June 25, 2007

The Limits Of SPARQL

SPARQL is an important step forward, a valuable tool for the handling of RDF stores - I'll not dispute that. However, SPARQL has also been hailed as the query language for the Semantic Web, the solution to the problems of accessing Semantic Web data - and that it isn't. I'll tell you why:

(1) SPARQL Interfaces and Computational Cost - Lots of websites on the web today are offering some kind of interface to access their data; almost none*, however, are offering SQL interfaces. The most important reason for this is probably the fact that SQL query evaluation can impose a serious and hard to control computational burden on the servers of the company supplying the data. SPARQL isn't changing this - in fact, SPARQL even encourages more complex queries (assuming the queries are evaluated against a relational database). So it is hard to see why companies that aren't offering an SQL interface will start doing so with SPARQL.

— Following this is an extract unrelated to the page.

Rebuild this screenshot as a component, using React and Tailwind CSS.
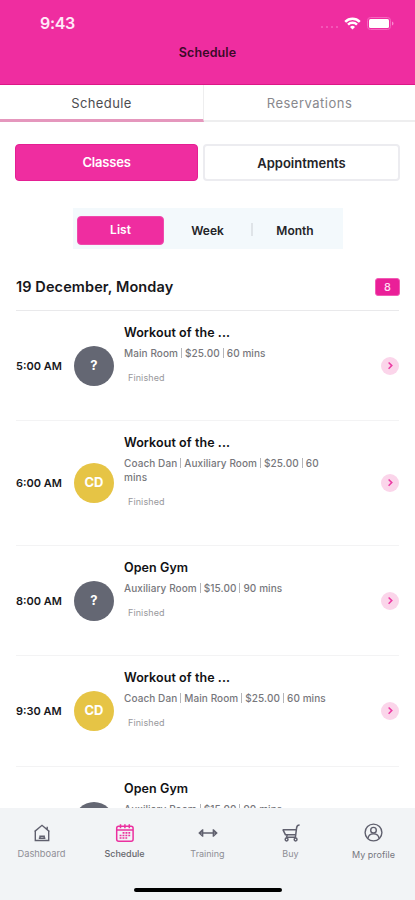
import React from "react";

const classes = [
  { time: "5:00 AM", who: "?", title: "Workout of the ...", info: ["Main Room", "$25.00", "60 mins"], status: "Finished", height: "h-[110px]" },
  { time: "6:00 AM", who: "CD", title: "Workout of the ...", info: ["Coach Dan", "Auxiliary Room", "$25.00", "60 mins"], status: "Finished", height: "h-[125px]" },
  { time: "8:00 AM", who: "?", title: "Open Gym", info: ["Auxiliary Room", "$15.00", "90 mins"], status: "Finished", height: "h-[110px]" },
  { time: "9:30 AM", who: "CD", title: "Workout of the ...", info: ["Coach Dan", "Main Room", "$25.00", "60 mins"], status: "Finished", height: "h-[111px]" },
  { title: "Open Gym", info: ["Auxiliary Room", "$15.00", "90 mins"], height: "h-[110px]" },
];

function StatusBar() {
  return (
    <div className="flex h-[42px] items-end justify-between pr-[21px] pl-[40px]">
      <span className="mb-[8px] text-[16px] leading-[21px] font-semibold tracking-[-0.3px] text-[#ffe9f8]">9:43</span>
      <div className="mb-[12px] flex h-[14px] items-center">
        <div className="mt-[8px] mr-[6px] flex gap-[3px]">
          {[0, 1, 2, 3].map((i) => (
            <i key={i} className="size-[2px] rounded-full bg-[#f565bf]" />
          ))}
        </div>
        <svg width="17" height="13" viewBox="0 0 17 13" fill="none" stroke="#fff" strokeWidth="2.5">
          <path d="M1.2 4.8a10.4 10.4 0 0 1 14.6 0" />
          <path d="M4 7.7a6.4 6.4 0 0 1 9 0" />
          <path d="M8.5 12.6 6 9.9a3.6 3.6 0 0 1 5 0z" fill="#fff" stroke="none" />
        </svg>
        <svg className="ml-[6px]" width="27" height="13" viewBox="0 0 27 13">
          <rect x="0.5" y="0.5" width="23" height="12" rx="3" fill="none" stroke="#f565bf" />
          <rect x="2" y="2" width="20" height="9" rx="1.5" fill="#fff" />
          <path d="M25 4.5c2 .8 2 3.2 0 4z" fill="#f88bd0" />
        </svg>
      </div>
    </div>
  );
}

function ClassRow({ item }) {
  return (
    <div className={`flex shrink-0 items-center border-b border-[#f3f3f4] ${item.height}`}>
      <div className="w-[58px] shrink-0 text-[11px] leading-[16px] font-semibold whitespace-nowrap text-[#17171b]">{item.time}</div>
      <div
        className={`flex size-[40px] shrink-0 items-center justify-center rounded-full text-[13px] font-bold text-white ${
          item.who === "CD" ? "bg-[#e6c445]" : "bg-[#646773]"
        }`}
      >
        {item.who}
      </div>
      <div className="ml-[10px] w-[206px] self-start pt-[13px]">
        <div className="text-[12.5px] leading-[18px] font-semibold tracking-[0.07px] text-[#111114]">{item.title}</div>
        <div className="mt-[4px] text-[10px] leading-[14px] font-medium tracking-[0.08px] text-[#77777c]">
          {item.info.map((part, i) => (
            <React.Fragment key={part}>
              {i > 0 && <span className="mx-[3px] inline-block h-[10px] w-px bg-[#b5b5b9] align-[-1px]" />}
              {part}
            </React.Fragment>
          ))}
        </div>
        {item.status && <div className="mt-[11px] ml-[4px] text-[9px] leading-[14px] tracking-[0.1px] text-[#98989c]">{item.status}</div>}
      </div>
      <div className="ml-auto flex size-[18px] items-center justify-center rounded-full bg-[#fbd5ea]">
        <svg width="18" height="18" viewBox="0 0 18 18" fill="none" stroke="#eb3aa2" strokeWidth="1.5">
          <path d="m7.6 5.5 3.2 3.1-3.2 3.1" />
        </svg>
      </div>
    </div>
  );
}

function HomeIcon() {
  return (
    <svg width="18" height="18" viewBox="0 0 18 18" fill="none" stroke="#60606e" strokeWidth="1.4">
      <path d="M1.5 7.6 9 1.3l7.5 6.3M2.3 7.2v9.3h13.4V7.2M14.2 5.2V2.8" />
      <path d="M7 13.4v-1.2h4.2v1.2M5.8 14.3h6.6" />
    </svg>
  );
}

function CalendarIcon() {
  return (
    <svg width="20" height="18" viewBox="0 0 20 18" fill="none" stroke="#eb309f" strokeWidth="1.5">
      <rect x="1.7" y="2.2" width="16.4" height="15" rx="2" />
      <path d="M2 6h16M5.5 0.3v4M9.9 0.3v4M14.3 0.3v4" />
      <path d="M7.6 8.9h7.6M4.6 11.5h10.6M4.6 14h7.6" strokeWidth="1.7" strokeDasharray="1.9 1" />
    </svg>
  );
}

function TrainingIcon() {
  return (
    <svg width="20" height="18" viewBox="0 0 20 18" fill="none" stroke="#60606e" strokeWidth="1.3">
      <path d="M1 9h18M4.7 5.3v7.4M15.3 5.3v7.4M4.7 5.8 1.2 9l3.5 3.2M15.3 5.8 18.8 9l-3.5 3.2" />
    </svg>
  );
}

function CartIcon() {
  return (
    <svg width="18" height="18" viewBox="0 0 18 18" fill="none" stroke="#60606e" strokeWidth="1.5">
      <path d="M17.6 1c-2.2 0-2.8 1.2-3 2.8l-1.2 9.5H4.3M.6 5.7h13.4M.9 5.7l2.5 5h10" />
      <path d="m5.2 11-.8 2.6" />
      <circle cx="4.6" cy="15.5" r="1.4" />
      <circle cx="13.6" cy="15.5" r="1.4" />
    </svg>
  );
}

function ProfileIcon() {
  return (
    <svg width="19" height="19" viewBox="0 0 19 19" fill="none" stroke="#60606e" strokeWidth="1.4">
      <circle cx="9.5" cy="9.5" r="8.4" />
      <circle cx="9.5" cy="7.2" r="2.8" />
      <path d="M4 15.5c.3-3.2 2-4.6 5.5-4.6s5.2 1.4 5.5 4.6" />
    </svg>
  );
}

const nav = [
  { label: "Dashboard", Icon: HomeIcon, text: "text-[9.3px] text-[#8e8e95]" },
  { label: "Schedule", Icon: CalendarIcon, text: "text-[9px] font-medium text-[#66666d]" },
  { label: "Training", Icon: TrainingIcon, text: "text-[9px] text-[#8e8e95]" },
  { label: "Buy", Icon: CartIcon, text: "text-[9px] text-[#8e8e95]" },
  { label: "My profile", Icon: ProfileIcon, text: "text-[9px] text-[#77777e] pt-[1px]" },
];

export default function App() {
  return (
    <div className="flex h-[900px] w-[415px] flex-col overflow-hidden bg-white font-['Inter','Liberation_Sans',sans-serif]">
      <header className="h-[85px] shrink-0 border-b border-[#dc1787] bg-[#ef2da0]">
        <StatusBar />
        <h1 className="text-center text-[12.5px] leading-[21px] font-semibold tracking-[0.1px] text-[#3b0a29]">Schedule</h1>
      </header>

      <div className="flex h-[37px] shrink-0 text-center text-[13px] leading-[36px]">
        <div className="w-[204px] border-r border-b-[3px] border-r-[#eeeeef] border-b-[#e597bd] tracking-[0.4px] text-[#4c4c50]">Schedule</div>
        <div className="flex-1 border-b-2 border-[#eeeeef] tracking-[0.5px] text-[#88888d]">Reservations</div>
      </div>

      <div className="mt-[22px] flex h-[37px] shrink-0 gap-[5px] px-[15px] text-center text-[13px] font-semibold">
        <div className="w-[183px] rounded-[4px] border border-[#e41f93] bg-[#ef2da0] leading-[34px] text-white tracking-[-0.2px]">Classes</div>
        <div className="flex-1 rounded-[4px] border-2 border-[#ececf0] leading-[35px] text-[#242428]">Appointments</div>
      </div>

      <div className="mt-[27px] ml-[73px] flex h-[41px] w-[270px] shrink-0 items-center bg-[#f3f9fc] pl-[4px] text-center text-[12px] font-semibold text-[#242428]">
        <div className="mt-[4px] h-[29px] w-[87px] rounded-[4px] border border-[#f04aad] bg-[#ef2da0] leading-[26px] text-white">List</div>
        <div className="mt-[4px] w-[87px] leading-[28px]">Week</div>
        <div className="mt-[2px] h-[13px] w-[2px] bg-[#dfe4e8]" />
        <div className="mt-[4px] w-[84px] leading-[28px]">Month</div>
      </div>

      <section className="flex min-h-0 flex-1 flex-col overflow-hidden px-[16px] pt-[15px]">
        <div className="flex h-[47px] shrink-0 items-center justify-between border-b border-[#e9e9eb]">
          <h2 className="text-[14.5px] font-semibold tracking-[0.1px] text-[#17171b]">19 December, Monday</h2>
          <span className="mr-[-1px] h-[18px] w-[25px] rounded-[3px] border border-[#f15bb4] bg-[#ea1f98] text-center text-[11px] leading-[16px] font-medium text-[#ffdff2]">8</span>
        </div>
        {classes.map((item, i) => (
          <ClassRow key={i} item={item} />
        ))}
      </section>

      <nav className="flex h-[92px] shrink-0 flex-col bg-[#f2f4f6]">
        <div className="grid grid-cols-5 pt-[15px]">
          {nav.map(({ label, Icon, text }) => (
            <div key={label} className="flex flex-col items-center">
              <div className="flex h-[19px] items-center"><Icon /></div>
              <span className={`mt-[6px] leading-[12px] whitespace-nowrap ${text}`}>{label}</span>
            </div>
          ))}
        </div>
        <div className="mt-auto mb-[8px] h-[4px] w-[148px] self-center rounded-full bg-black" />
      </nav>
    </div>
  );
}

(2) The Problems of Large Scale Federated Search - A Semantic Web search engine is getting a query, its doing a bit of query processing, asks queries to the SPARQL endpoints it knows, aggregates and reasons with the answers it gets and finally returns a result to the initial query. That's federated search in a nutshell - and it isn't going to work; not on web scale and not simply. The problems with this approach are response time and query routing. Response time because this Semantic Web search engine is going to be SLOW - its speed limited by the slowest SPARQL endpoints it has to access (plus the fact that it has to do a lot of network access). Query routing is a big challenge because the Semantic Web search engine would need to be very specific about the SPARQL endpoints it asks for an answer to a particular query - if it isn't it is going to overwhelm the endpoints with traffic very quickly. Or what would you say if your site's SPARQL interface suddenly got a request for 1% of all Google searches?** - and that possibly without reimbursement.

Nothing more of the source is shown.